War, Terror, Violence and International Law (907M3)

30 credits, Level 7 (Masters)

Spring teaching

You'll focus upon the contemporary problems of war and terrorism within a historical, political and global context.

Drawing upon approaches from international law, political and critical theory and international relations, this module examines law's various attempts to define what constitutes 'legitimate violence'. We'll look at some of the dominant legal, moral and political arguments behind the justification and condemnation of acts of war, terror and public violence. You also examine:

  • the law's criminalisation of non-state violence
  • the use of new theological arguments to justify 'humanitarian wars'
  • the relationship between violence and international security
  • the ethics of violence.

Teaching

100%: Seminar

Assessment

100%: Written assessment (Essay)

Contact hours and workload

This module is approximately 300 hours of work. This breaks down into about 20 hours of contact time and about 280 hours of independent study. The University may make minor variations to the contact hours for operational reasons, including timetabling requirements.

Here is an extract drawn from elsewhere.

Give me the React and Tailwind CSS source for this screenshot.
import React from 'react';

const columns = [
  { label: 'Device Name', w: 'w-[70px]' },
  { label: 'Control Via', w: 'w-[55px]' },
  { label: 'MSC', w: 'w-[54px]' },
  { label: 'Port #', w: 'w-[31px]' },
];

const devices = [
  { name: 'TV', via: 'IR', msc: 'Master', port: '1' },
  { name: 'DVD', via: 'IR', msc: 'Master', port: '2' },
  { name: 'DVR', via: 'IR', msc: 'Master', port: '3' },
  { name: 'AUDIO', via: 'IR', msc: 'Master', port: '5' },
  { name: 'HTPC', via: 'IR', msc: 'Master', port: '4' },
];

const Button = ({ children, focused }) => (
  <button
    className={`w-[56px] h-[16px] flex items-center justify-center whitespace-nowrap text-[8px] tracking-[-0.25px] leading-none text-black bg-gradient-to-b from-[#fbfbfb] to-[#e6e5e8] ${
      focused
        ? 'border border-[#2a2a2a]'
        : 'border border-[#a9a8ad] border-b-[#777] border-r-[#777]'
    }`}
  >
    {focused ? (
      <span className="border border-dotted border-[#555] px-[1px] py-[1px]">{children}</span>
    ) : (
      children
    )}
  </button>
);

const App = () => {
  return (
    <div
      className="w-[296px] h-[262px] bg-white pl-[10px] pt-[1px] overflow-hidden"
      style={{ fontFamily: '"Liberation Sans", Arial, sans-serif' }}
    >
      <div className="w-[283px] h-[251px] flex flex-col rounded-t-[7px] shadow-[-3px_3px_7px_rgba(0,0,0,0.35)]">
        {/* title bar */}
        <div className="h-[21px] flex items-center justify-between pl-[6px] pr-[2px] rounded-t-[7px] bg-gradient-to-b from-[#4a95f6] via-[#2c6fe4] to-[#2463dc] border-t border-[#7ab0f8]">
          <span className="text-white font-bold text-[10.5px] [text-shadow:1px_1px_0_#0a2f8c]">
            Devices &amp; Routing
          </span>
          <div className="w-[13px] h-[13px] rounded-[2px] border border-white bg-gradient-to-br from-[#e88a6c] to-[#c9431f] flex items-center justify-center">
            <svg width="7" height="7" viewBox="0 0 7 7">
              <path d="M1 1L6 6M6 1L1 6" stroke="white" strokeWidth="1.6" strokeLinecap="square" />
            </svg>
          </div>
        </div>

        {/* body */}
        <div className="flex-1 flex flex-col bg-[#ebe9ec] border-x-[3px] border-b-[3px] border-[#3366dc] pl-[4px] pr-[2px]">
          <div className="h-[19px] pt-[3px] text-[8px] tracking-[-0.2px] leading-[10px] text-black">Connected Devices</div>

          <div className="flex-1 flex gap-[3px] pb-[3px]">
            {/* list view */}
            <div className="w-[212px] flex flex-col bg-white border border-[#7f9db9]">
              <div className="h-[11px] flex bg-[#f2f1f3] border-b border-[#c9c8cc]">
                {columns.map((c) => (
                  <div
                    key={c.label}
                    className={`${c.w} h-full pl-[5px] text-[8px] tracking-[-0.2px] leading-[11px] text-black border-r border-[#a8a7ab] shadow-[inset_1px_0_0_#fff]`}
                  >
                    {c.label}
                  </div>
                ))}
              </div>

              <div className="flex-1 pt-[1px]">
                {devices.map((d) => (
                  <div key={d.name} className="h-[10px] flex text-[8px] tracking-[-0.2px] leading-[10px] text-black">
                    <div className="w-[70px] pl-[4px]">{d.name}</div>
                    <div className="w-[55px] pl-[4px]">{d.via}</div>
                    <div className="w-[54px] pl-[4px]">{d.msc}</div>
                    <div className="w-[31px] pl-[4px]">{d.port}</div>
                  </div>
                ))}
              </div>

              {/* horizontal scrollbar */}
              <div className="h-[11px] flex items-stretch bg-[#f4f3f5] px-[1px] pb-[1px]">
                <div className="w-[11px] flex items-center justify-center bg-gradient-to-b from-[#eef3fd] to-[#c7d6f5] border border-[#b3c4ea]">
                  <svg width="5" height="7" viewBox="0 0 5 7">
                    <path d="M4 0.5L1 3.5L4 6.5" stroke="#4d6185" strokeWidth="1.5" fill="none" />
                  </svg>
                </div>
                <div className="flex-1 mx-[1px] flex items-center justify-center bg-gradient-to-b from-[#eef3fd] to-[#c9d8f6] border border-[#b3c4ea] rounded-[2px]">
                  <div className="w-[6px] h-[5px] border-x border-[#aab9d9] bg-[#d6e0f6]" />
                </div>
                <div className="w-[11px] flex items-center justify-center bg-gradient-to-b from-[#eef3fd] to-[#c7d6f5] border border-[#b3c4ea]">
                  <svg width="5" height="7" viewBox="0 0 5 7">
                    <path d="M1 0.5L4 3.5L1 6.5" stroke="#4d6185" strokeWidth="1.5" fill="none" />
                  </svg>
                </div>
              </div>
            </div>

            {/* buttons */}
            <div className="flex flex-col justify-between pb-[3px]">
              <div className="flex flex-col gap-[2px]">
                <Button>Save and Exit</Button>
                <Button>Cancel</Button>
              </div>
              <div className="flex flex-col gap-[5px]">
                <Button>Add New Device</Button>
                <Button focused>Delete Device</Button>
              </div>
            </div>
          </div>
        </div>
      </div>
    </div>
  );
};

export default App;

We regularly review our modules to incorporate student feedback, staff expertise, as well as the latest research and teaching methodology. We’re planning to run these modules in the academic year 2021/22. However, there may be changes to these modules in response to COVID-19, staff availability, student demand or updates to our curriculum. We’ll make sure to let our applicants know of material changes to modules at the earliest opportunity.